If the court imposed a penalty of imprisonment exceeding six (6) years but not more than twenty (20) years, the accused shall be denied bail, or his bail prebe cancelled, upon a showing by the prosecution, with notice to the accused of the following or other similar circumstances:
(a) That the accused is a recidivist, quasi-recidivist, or habitual delinquent, or has committed the crime aggravated by the circumstance of reiteration;
(b) That the accused is found to have previously escaped from legal confinement, evaded sentence, or has violated the conditions of his bail without valid jurisdiction;
(c) That the accused committed the offense while on probation, parole or under conditional pardon
(d) That the circumstances of the accused or his case indicate the probability of flight if released on bail; or
(e) That there is undue risk that during the pendency of the appeal, the accused may commit another crime.
The appellate court may review the resolution of the Regional Trial Court, on motion and with notice to the adverse party.
Petitioner was not convicted of an offense punishable by death, reclusion perpetua, or life imprisonment where bail is not matter of right on the part of petitioner nor of discretion on the part of the Court. Neither has he been convicted of an offense punishable by imprisonment of six to twenty years where bail becomes a matter of judicial discretion and may be denied if any of the circumstances aforementioned are present. Rather, petitioner was convicted erroneously - it is to be hastily added - of offenses punishable only by imprisonment of one year each. In this light, petitioner's admission to bail becomes imperative and indispensable, moreso because of petitioner's deteriorating health.
The right to bail is a constitutional guaranty which every person under legal custody may invoke, except those qualified under the law. Petitioner does not fall under these exceptions and must, therefore, be duly accorded such right. Verily, it was patent error for the respondent Court of Appeals to deny petitioner of said right.

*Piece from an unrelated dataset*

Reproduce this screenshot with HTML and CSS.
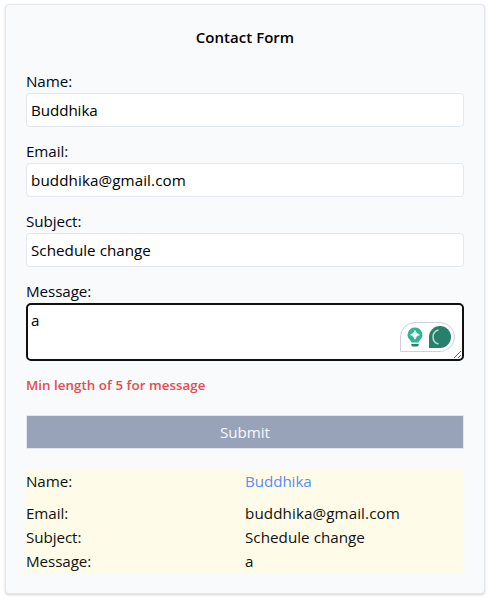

WHEREFORE, the instant petition for certiorari is GRANTED. The decision of the Court of Appeals dated November 29, 1996 affirming the October 30, 1996 decision of the lower court, as well as said latter decision, are hereby set aside, and the case is remanded to the court of origin for further proceedings whereat, petioner may be given an opportunity to post bail. For this reason, respondent court's resolution dated April 11, 1997 and May 19, 1997 denying petitioner's petition for bail are likewise set aside. No special pronouncement is made as to costs.
SO ORDERED.
Regalado, (Chairman), Puno, Mendoza, and Martinez, JJ., concur.